TO BE DONE:
Exclude the pictures and reproduce the remaining data exactly as written.

RECORDED DATA:
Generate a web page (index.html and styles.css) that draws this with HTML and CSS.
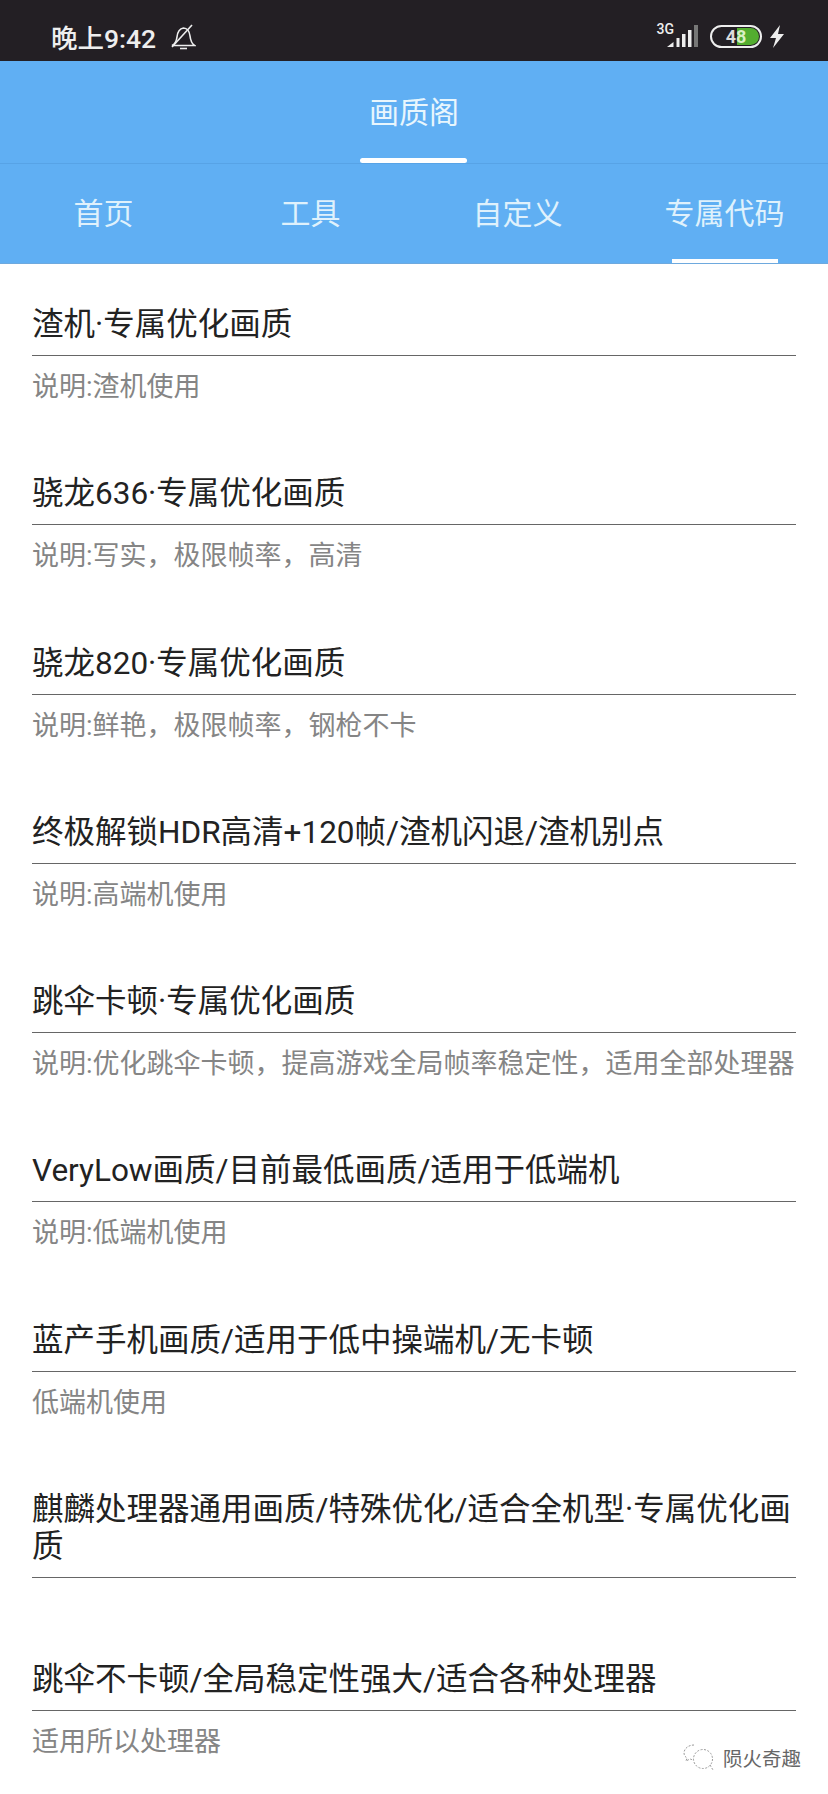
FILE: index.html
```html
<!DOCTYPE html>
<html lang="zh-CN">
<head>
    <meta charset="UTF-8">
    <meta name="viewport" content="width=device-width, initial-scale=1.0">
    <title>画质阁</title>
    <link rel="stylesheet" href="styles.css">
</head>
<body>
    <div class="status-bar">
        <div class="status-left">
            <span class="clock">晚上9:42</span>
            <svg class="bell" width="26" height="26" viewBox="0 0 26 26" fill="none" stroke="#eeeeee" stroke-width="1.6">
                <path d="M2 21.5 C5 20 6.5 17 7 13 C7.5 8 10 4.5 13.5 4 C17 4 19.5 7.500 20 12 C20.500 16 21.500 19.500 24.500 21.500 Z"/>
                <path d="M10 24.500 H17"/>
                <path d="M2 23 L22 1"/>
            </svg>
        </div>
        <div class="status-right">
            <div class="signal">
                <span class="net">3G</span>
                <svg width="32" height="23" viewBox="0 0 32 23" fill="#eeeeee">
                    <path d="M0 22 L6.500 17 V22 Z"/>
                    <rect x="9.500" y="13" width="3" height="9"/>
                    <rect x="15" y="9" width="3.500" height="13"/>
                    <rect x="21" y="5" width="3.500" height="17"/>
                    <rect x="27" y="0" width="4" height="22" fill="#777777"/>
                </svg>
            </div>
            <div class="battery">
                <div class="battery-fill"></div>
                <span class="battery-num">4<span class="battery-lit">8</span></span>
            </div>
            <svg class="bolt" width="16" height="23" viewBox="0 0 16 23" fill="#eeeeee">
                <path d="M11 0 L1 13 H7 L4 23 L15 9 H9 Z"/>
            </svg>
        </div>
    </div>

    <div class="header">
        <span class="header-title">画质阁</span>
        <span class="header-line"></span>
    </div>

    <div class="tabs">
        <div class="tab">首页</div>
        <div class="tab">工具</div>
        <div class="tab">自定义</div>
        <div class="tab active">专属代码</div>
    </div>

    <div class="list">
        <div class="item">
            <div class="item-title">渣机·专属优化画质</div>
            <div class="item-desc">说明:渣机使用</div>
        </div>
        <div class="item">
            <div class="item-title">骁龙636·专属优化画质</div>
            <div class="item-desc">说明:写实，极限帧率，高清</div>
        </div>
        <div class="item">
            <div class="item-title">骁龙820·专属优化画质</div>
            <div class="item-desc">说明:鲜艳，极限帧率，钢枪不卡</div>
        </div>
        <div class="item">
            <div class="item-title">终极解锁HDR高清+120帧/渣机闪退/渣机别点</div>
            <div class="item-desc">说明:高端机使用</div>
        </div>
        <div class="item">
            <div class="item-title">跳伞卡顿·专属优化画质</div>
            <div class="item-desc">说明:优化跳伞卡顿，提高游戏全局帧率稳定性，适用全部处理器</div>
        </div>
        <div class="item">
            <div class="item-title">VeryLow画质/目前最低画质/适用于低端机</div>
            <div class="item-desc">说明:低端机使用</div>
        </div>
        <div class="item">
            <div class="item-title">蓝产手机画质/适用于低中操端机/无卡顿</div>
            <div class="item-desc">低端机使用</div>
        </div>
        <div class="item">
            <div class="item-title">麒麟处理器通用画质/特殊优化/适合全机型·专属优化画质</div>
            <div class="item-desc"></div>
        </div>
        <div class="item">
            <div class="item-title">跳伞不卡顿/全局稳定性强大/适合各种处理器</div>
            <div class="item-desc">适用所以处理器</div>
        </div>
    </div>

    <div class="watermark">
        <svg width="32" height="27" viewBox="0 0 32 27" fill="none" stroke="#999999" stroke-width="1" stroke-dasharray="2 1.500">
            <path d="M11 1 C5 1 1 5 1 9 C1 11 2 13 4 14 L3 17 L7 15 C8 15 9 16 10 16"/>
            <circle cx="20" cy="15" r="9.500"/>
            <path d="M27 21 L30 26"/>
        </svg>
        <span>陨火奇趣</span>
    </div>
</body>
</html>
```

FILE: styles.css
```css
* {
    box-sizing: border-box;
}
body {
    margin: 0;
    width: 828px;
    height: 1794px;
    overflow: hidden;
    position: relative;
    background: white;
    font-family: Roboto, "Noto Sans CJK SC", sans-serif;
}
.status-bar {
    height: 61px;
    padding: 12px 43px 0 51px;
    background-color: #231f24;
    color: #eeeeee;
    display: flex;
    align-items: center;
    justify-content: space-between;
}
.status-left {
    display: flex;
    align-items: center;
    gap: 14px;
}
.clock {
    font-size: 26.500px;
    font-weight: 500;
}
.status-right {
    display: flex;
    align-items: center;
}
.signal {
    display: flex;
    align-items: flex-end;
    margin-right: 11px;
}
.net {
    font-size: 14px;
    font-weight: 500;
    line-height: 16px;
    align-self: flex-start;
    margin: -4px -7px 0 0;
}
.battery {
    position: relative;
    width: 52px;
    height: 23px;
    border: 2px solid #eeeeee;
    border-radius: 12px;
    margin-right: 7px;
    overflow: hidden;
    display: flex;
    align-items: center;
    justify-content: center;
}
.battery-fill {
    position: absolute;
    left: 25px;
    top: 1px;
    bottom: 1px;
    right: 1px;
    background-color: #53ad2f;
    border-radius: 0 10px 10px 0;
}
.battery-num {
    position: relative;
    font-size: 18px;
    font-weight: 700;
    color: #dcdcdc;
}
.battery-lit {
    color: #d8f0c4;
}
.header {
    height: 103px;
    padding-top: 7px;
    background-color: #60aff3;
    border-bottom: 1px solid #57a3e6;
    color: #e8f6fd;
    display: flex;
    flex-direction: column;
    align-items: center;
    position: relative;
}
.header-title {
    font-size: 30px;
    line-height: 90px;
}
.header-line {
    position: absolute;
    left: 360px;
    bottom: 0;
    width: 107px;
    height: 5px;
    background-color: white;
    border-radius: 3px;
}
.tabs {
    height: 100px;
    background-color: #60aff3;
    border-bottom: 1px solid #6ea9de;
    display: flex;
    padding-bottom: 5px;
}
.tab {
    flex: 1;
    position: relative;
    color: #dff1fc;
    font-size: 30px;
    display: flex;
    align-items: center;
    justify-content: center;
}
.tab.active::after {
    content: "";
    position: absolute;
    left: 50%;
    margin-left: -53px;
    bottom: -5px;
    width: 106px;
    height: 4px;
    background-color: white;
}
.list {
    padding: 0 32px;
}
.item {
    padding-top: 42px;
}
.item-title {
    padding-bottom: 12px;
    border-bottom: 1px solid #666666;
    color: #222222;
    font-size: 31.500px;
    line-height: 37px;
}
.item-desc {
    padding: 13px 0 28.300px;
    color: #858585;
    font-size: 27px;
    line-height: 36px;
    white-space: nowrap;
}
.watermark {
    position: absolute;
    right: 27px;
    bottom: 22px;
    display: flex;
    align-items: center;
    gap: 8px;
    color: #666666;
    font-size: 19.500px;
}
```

ANSWER TO THE PROBLEM:
Generate a web page (index.html and styles.css) that draws this with HTML and CSS.
FILE: index.html
```html
<!DOCTYPE html>
<html lang="zh-CN">
<head>
    <meta charset="UTF-8">
    <meta name="viewport" content="width=device-width, initial-scale=1.0">
    <title>画质阁</title>
    <link rel="stylesheet" href="styles.css">
</head>
<body>
    <div class="status-bar">
        <div class="status-left">
            <span class="clock">晚上9:42</span>
            <svg class="bell" width="26" height="26" viewBox="0 0 26 26" fill="none" stroke="#eeeeee" stroke-width="1.6">
                <path d="M2 21.5 C5 20 6.5 17 7 13 C7.5 8 10 4.5 13.5 4 C17 4 19.5 7.500 20 12 C20.500 16 21.500 19.500 24.500 21.500 Z"/>
                <path d="M10 24.500 H17"/>
                <path d="M2 23 L22 1"/>
            </svg>
        </div>
        <div class="status-right">
            <div class="signal">
                <span class="net">3G</span>
                <svg width="32" height="23" viewBox="0 0 32 23" fill="#eeeeee">
                    <path d="M0 22 L6.500 17 V22 Z"/>
                    <rect x="9.500" y="13" width="3" height="9"/>
                    <rect x="15" y="9" width="3.500" height="13"/>
                    <rect x="21" y="5" width="3.500" height="17"/>
                    <rect x="27" y="0" width="4" height="22" fill="#777777"/>
                </svg>
            </div>
            <div class="battery">
                <div class="battery-fill"></div>
                <span class="battery-num">4<span class="battery-lit">8</span></span>
            </div>
            <svg class="bolt" width="16" height="23" viewBox="0 0 16 23" fill="#eeeeee">
                <path d="M11 0 L1 13 H7 L4 23 L15 9 H9 Z"/>
            </svg>
        </div>
    </div>

    <div class="header">
        <span class="header-title">画质阁</span>
        <span class="header-line"></span>
    </div>

    <div class="tabs">
        <div class="tab">首页</div>
        <div class="tab">工具</div>
        <div class="tab">自定义</div>
        <div class="tab active">专属代码</div>
    </div>

    <div class="list">
        <div class="item">
            <div class="item-title">渣机·专属优化画质</div>
            <div class="item-desc">说明:渣机使用</div>
        </div>
        <div class="item">
            <div class="item-title">骁龙636·专属优化画质</div>
            <div class="item-desc">说明:写实，极限帧率，高清</div>
        </div>
        <div class="item">
            <div class="item-title">骁龙820·专属优化画质</div>
            <div class="item-desc">说明:鲜艳，极限帧率，钢枪不卡</div>
        </div>
        <div class="item">
            <div class="item-title">终极解锁HDR高清+120帧/渣机闪退/渣机别点</div>
            <div class="item-desc">说明:高端机使用</div>
        </div>
        <div class="item">
            <div class="item-title">跳伞卡顿·专属优化画质</div>
            <div class="item-desc">说明:优化跳伞卡顿，提高游戏全局帧率稳定性，适用全部处理器</div>
        </div>
        <div class="item">
            <div class="item-title">VeryLow画质/目前最低画质/适用于低端机</div>
            <div class="item-desc">说明:低端机使用</div>
        </div>
        <div class="item">
            <div class="item-title">蓝产手机画质/适用于低中操端机/无卡顿</div>
            <div class="item-desc">低端机使用</div>
        </div>
        <div class="item">
            <div class="item-title">麒麟处理器通用画质/特殊优化/适合全机型·专属优化画质</div>
            <div class="item-desc"></div>
        </div>
        <div class="item">
            <div class="item-title">跳伞不卡顿/全局稳定性强大/适合各种处理器</div>
            <div class="item-desc">适用所以处理器</div>
        </div>
    </div>

    <div class="watermark">
        <svg width="32" height="27" viewBox="0 0 32 27" fill="none" stroke="#999999" stroke-width="1" stroke-dasharray="2 1.500">
            <path d="M11 1 C5 1 1 5 1 9 C1 11 2 13 4 14 L3 17 L7 15 C8 15 9 16 10 16"/>
            <circle cx="20" cy="15" r="9.500"/>
            <path d="M27 21 L30 26"/>
        </svg>
        <span>陨火奇趣</span>
    </div>
</body>
</html>
```

FILE: styles.css
```css
* {
    box-sizing: border-box;
}
body {
    margin: 0;
    width: 828px;
    height: 1794px;
    overflow: hidden;
    position: relative;
    background: white;
    font-family: Roboto, "Noto Sans CJK SC", sans-serif;
}
.status-bar {
    height: 61px;
    padding: 12px 43px 0 51px;
    background-color: #231f24;
    color: #eeeeee;
    display: flex;
    align-items: center;
    justify-content: space-between;
}
.status-left {
    display: flex;
    align-items: center;
    gap: 14px;
}
.clock {
    font-size: 26.500px;
    font-weight: 500;
}
.status-right {
    display: flex;
    align-items: center;
}
.signal {
    display: flex;
    align-items: flex-end;
    margin-right: 11px;
}
.net {
    font-size: 14px;
    font-weight: 500;
    line-height: 16px;
    align-self: flex-start;
    margin: -4px -7px 0 0;
}
.battery {
    position: relative;
    width: 52px;
    height: 23px;
    border: 2px solid #eeeeee;
    border-radius: 12px;
    margin-right: 7px;
    overflow: hidden;
    display: flex;
    align-items: center;
    justify-content: center;
}
.battery-fill {
    position: absolute;
    left: 25px;
    top: 1px;
    bottom: 1px;
    right: 1px;
    background-color: #53ad2f;
    border-radius: 0 10px 10px 0;
}
.battery-num {
    position: relative;
    font-size: 18px;
    font-weight: 700;
    color: #dcdcdc;
}
.battery-lit {
    color: #d8f0c4;
}
.header {
    height: 103px;
    padding-top: 7px;
    background-color: #60aff3;
    border-bottom: 1px solid #57a3e6;
    color: #e8f6fd;
    display: flex;
    flex-direction: column;
    align-items: center;
    position: relative;
}
.header-title {
    font-size: 30px;
    line-height: 90px;
}
.header-line {
    position: absolute;
    left: 360px;
    bottom: 0;
    width: 107px;
    height: 5px;
    background-color: white;
    border-radius: 3px;
}
.tabs {
    height: 100px;
    background-color: #60aff3;
    border-bottom: 1px solid #6ea9de;
    display: flex;
    padding-bottom: 5px;
}
.tab {
    flex: 1;
    position: relative;
    color: #dff1fc;
    font-size: 30px;
    display: flex;
    align-items: center;
    justify-content: center;
}
.tab.active::after {
    content: "";
    position: absolute;
    left: 50%;
    margin-left: -53px;
    bottom: -5px;
    width: 106px;
    height: 4px;
    background-color: white;
}
.list {
    padding: 0 32px;
}
.item {
    padding-top: 42px;
}
.item-title {
    padding-bottom: 12px;
    border-bottom: 1px solid #666666;
    color: #222222;
    font-size: 31.500px;
    line-height: 37px;
}
.item-desc {
    padding: 13px 0 28.300px;
    color: #858585;
    font-size: 27px;
    line-height: 36px;
    white-space: nowrap;
}
.watermark {
    position: absolute;
    right: 27px;
    bottom: 22px;
    display: flex;
    align-items: center;
    gap: 8px;
    color: #666666;
    font-size: 19.500px;
}
```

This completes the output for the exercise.